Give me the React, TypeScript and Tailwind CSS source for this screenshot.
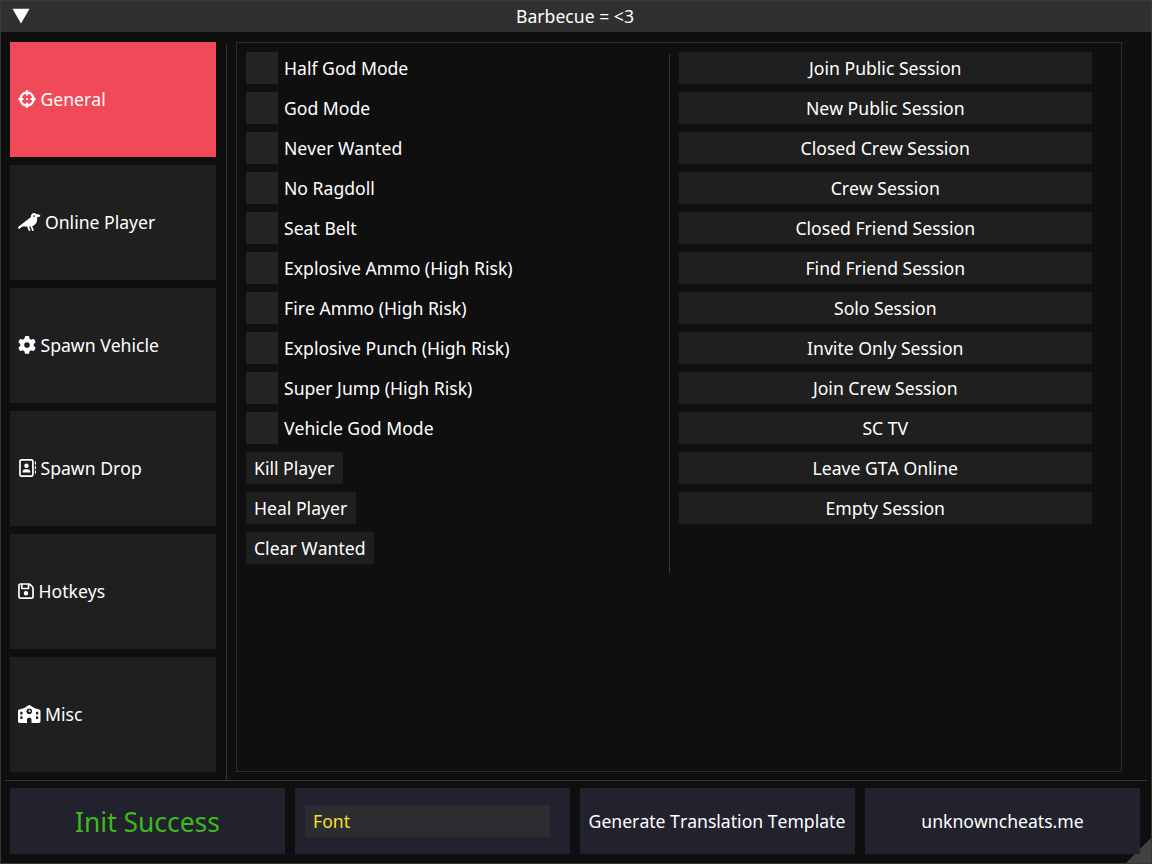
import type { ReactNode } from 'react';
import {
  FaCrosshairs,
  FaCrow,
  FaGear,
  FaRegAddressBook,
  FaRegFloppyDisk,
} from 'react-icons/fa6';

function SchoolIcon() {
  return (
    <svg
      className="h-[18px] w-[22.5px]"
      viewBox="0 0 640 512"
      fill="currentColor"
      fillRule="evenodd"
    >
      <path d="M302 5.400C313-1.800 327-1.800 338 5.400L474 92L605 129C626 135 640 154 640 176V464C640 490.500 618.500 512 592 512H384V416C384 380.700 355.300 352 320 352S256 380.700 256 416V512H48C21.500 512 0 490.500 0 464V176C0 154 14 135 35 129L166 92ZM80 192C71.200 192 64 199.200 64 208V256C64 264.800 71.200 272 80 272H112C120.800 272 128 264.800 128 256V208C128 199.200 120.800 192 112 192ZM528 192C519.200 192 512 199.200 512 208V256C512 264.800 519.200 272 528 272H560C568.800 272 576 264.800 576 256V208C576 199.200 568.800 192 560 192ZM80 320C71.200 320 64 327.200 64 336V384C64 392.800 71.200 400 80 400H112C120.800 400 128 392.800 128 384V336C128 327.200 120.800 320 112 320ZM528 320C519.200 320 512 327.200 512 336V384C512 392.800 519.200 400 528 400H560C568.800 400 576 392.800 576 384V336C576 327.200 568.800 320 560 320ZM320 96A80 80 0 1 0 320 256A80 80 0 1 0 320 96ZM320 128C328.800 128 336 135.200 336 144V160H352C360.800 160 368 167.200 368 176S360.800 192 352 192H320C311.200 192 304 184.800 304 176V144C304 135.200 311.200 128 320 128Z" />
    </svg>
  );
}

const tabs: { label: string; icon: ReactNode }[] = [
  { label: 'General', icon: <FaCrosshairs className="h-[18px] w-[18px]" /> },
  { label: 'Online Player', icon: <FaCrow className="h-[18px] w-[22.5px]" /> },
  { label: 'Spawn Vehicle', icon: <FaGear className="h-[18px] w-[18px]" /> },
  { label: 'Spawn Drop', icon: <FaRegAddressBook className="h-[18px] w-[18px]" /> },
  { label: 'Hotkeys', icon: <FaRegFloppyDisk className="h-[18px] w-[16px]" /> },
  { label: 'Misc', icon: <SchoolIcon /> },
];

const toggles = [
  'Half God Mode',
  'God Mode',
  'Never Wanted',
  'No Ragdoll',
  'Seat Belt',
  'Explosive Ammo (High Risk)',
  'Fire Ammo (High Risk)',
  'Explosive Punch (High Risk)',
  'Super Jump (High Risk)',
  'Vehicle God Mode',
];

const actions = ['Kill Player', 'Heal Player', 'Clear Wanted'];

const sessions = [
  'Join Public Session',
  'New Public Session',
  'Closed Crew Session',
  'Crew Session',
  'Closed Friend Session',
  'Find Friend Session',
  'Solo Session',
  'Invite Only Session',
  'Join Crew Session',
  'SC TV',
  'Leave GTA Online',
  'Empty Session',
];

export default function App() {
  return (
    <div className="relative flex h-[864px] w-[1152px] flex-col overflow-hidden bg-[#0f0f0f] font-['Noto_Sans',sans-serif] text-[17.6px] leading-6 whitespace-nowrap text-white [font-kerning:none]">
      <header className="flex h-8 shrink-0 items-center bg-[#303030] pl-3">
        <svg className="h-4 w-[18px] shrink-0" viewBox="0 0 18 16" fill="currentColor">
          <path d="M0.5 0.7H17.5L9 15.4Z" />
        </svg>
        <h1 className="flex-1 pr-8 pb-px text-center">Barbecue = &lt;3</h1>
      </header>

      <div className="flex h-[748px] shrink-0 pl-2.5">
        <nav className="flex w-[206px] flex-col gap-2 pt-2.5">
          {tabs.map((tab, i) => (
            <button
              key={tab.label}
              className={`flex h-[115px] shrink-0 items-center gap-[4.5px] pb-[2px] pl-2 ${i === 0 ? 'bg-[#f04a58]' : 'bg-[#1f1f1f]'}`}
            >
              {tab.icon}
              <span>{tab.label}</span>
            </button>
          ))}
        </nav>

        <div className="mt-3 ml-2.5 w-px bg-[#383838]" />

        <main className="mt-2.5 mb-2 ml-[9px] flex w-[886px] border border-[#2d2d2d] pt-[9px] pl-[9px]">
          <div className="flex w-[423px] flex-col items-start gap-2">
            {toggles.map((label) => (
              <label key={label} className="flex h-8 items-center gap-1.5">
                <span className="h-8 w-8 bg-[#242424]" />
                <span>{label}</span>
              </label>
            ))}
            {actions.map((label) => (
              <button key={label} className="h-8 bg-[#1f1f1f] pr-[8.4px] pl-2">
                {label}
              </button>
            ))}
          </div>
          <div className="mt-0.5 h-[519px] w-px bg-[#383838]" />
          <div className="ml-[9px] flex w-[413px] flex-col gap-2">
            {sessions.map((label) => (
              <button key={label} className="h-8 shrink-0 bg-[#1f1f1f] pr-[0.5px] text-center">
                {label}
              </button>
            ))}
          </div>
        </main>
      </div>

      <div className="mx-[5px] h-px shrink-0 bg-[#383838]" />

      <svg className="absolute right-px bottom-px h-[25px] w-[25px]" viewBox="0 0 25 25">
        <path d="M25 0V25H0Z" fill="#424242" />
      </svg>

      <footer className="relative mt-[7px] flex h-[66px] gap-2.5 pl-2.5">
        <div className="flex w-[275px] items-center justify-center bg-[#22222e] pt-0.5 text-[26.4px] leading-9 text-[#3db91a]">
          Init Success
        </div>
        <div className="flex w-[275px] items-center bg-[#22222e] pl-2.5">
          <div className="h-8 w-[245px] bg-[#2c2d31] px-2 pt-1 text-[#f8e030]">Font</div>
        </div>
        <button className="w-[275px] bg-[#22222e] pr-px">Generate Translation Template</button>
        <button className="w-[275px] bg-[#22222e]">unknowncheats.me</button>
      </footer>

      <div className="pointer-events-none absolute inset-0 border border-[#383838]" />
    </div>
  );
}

= = =

SET EXERCISE — All of the data needs repeating exactly, but the pictures do not.

EXERCISE OUTPUT —
Give me the React, TypeScript and Tailwind CSS source for this screenshot.
import type { ReactNode } from 'react';
import {
  FaCrosshairs,
  FaCrow,
  FaGear,
  FaRegAddressBook,
  FaRegFloppyDisk,
} from 'react-icons/fa6';

function SchoolIcon() {
  return (
    <svg
      className="h-[18px] w-[22.5px]"
      viewBox="0 0 640 512"
      fill="currentColor"
      fillRule="evenodd"
    >
      <path d="M302 5.400C313-1.800 327-1.800 338 5.400L474 92L605 129C626 135 640 154 640 176V464C640 490.500 618.500 512 592 512H384V416C384 380.700 355.300 352 320 352S256 380.700 256 416V512H48C21.500 512 0 490.500 0 464V176C0 154 14 135 35 129L166 92ZM80 192C71.200 192 64 199.200 64 208V256C64 264.800 71.200 272 80 272H112C120.800 272 128 264.800 128 256V208C128 199.200 120.800 192 112 192ZM528 192C519.200 192 512 199.200 512 208V256C512 264.800 519.200 272 528 272H560C568.800 272 576 264.800 576 256V208C576 199.200 568.800 192 560 192ZM80 320C71.200 320 64 327.200 64 336V384C64 392.800 71.200 400 80 400H112C120.800 400 128 392.800 128 384V336C128 327.200 120.800 320 112 320ZM528 320C519.200 320 512 327.200 512 336V384C512 392.800 519.200 400 528 400H560C568.800 400 576 392.800 576 384V336C576 327.200 568.800 320 560 320ZM320 96A80 80 0 1 0 320 256A80 80 0 1 0 320 96ZM320 128C328.800 128 336 135.200 336 144V160H352C360.800 160 368 167.200 368 176S360.800 192 352 192H320C311.200 192 304 184.800 304 176V144C304 135.200 311.200 128 320 128Z" />
    </svg>
  );
}

const tabs: { label: string; icon: ReactNode }[] = [
  { label: 'General', icon: <FaCrosshairs className="h-[18px] w-[18px]" /> },
  { label: 'Online Player', icon: <FaCrow className="h-[18px] w-[22.5px]" /> },
  { label: 'Spawn Vehicle', icon: <FaGear className="h-[18px] w-[18px]" /> },
  { label: 'Spawn Drop', icon: <FaRegAddressBook className="h-[18px] w-[18px]" /> },
  { label: 'Hotkeys', icon: <FaRegFloppyDisk className="h-[18px] w-[16px]" /> },
  { label: 'Misc', icon: <SchoolIcon /> },
];

const toggles = [
  'Half God Mode',
  'God Mode',
  'Never Wanted',
  'No Ragdoll',
  'Seat Belt',
  'Explosive Ammo (High Risk)',
  'Fire Ammo (High Risk)',
  'Explosive Punch (High Risk)',
  'Super Jump (High Risk)',
  'Vehicle God Mode',
];

const actions = ['Kill Player', 'Heal Player', 'Clear Wanted'];

const sessions = [
  'Join Public Session',
  'New Public Session',
  'Closed Crew Session',
  'Crew Session',
  'Closed Friend Session',
  'Find Friend Session',
  'Solo Session',
  'Invite Only Session',
  'Join Crew Session',
  'SC TV',
  'Leave GTA Online',
  'Empty Session',
];

export default function App() {
  return (
    <div className="relative flex h-[864px] w-[1152px] flex-col overflow-hidden bg-[#0f0f0f] font-['Noto_Sans',sans-serif] text-[17.6px] leading-6 whitespace-nowrap text-white [font-kerning:none]">
      <header className="flex h-8 shrink-0 items-center bg-[#303030] pl-3">
        <svg className="h-4 w-[18px] shrink-0" viewBox="0 0 18 16" fill="currentColor">
          <path d="M0.5 0.7H17.5L9 15.4Z" />
        </svg>
        <h1 className="flex-1 pr-8 pb-px text-center">Barbecue = &lt;3</h1>
      </header>

      <div className="flex h-[748px] shrink-0 pl-2.5">
        <nav className="flex w-[206px] flex-col gap-2 pt-2.5">
          {tabs.map((tab, i) => (
            <button
              key={tab.label}
              className={`flex h-[115px] shrink-0 items-center gap-[4.5px] pb-[2px] pl-2 ${i === 0 ? 'bg-[#f04a58]' : 'bg-[#1f1f1f]'}`}
            >
              {tab.icon}
              <span>{tab.label}</span>
            </button>
          ))}
        </nav>

        <div className="mt-3 ml-2.5 w-px bg-[#383838]" />

        <main className="mt-2.5 mb-2 ml-[9px] flex w-[886px] border border-[#2d2d2d] pt-[9px] pl-[9px]">
          <div className="flex w-[423px] flex-col items-start gap-2">
            {toggles.map((label) => (
              <label key={label} className="flex h-8 items-center gap-1.5">
                <span className="h-8 w-8 bg-[#242424]" />
                <span>{label}</span>
              </label>
            ))}
            {actions.map((label) => (
              <button key={label} className="h-8 bg-[#1f1f1f] pr-[8.4px] pl-2">
                {label}
              </button>
            ))}
          </div>
          <div className="mt-0.5 h-[519px] w-px bg-[#383838]" />
          <div className="ml-[9px] flex w-[413px] flex-col gap-2">
            {sessions.map((label) => (
              <button key={label} className="h-8 shrink-0 bg-[#1f1f1f] pr-[0.5px] text-center">
                {label}
              </button>
            ))}
          </div>
        </main>
      </div>

      <div className="mx-[5px] h-px shrink-0 bg-[#383838]" />

      <svg className="absolute right-px bottom-px h-[25px] w-[25px]" viewBox="0 0 25 25">
        <path d="M25 0V25H0Z" fill="#424242" />
      </svg>

      <footer className="relative mt-[7px] flex h-[66px] gap-2.5 pl-2.5">
        <div className="flex w-[275px] items-center justify-center bg-[#22222e] pt-0.5 text-[26.4px] leading-9 text-[#3db91a]">
          Init Success
        </div>
        <div className="flex w-[275px] items-center bg-[#22222e] pl-2.5">
          <div className="h-8 w-[245px] bg-[#2c2d31] px-2 pt-1 text-[#f8e030]">Font</div>
        </div>
        <button className="w-[275px] bg-[#22222e] pr-px">Generate Translation Template</button>
        <button className="w-[275px] bg-[#22222e]">unknowncheats.me</button>
      </footer>

      <div className="pointer-events-none absolute inset-0 border border-[#383838]" />
    </div>
  );
}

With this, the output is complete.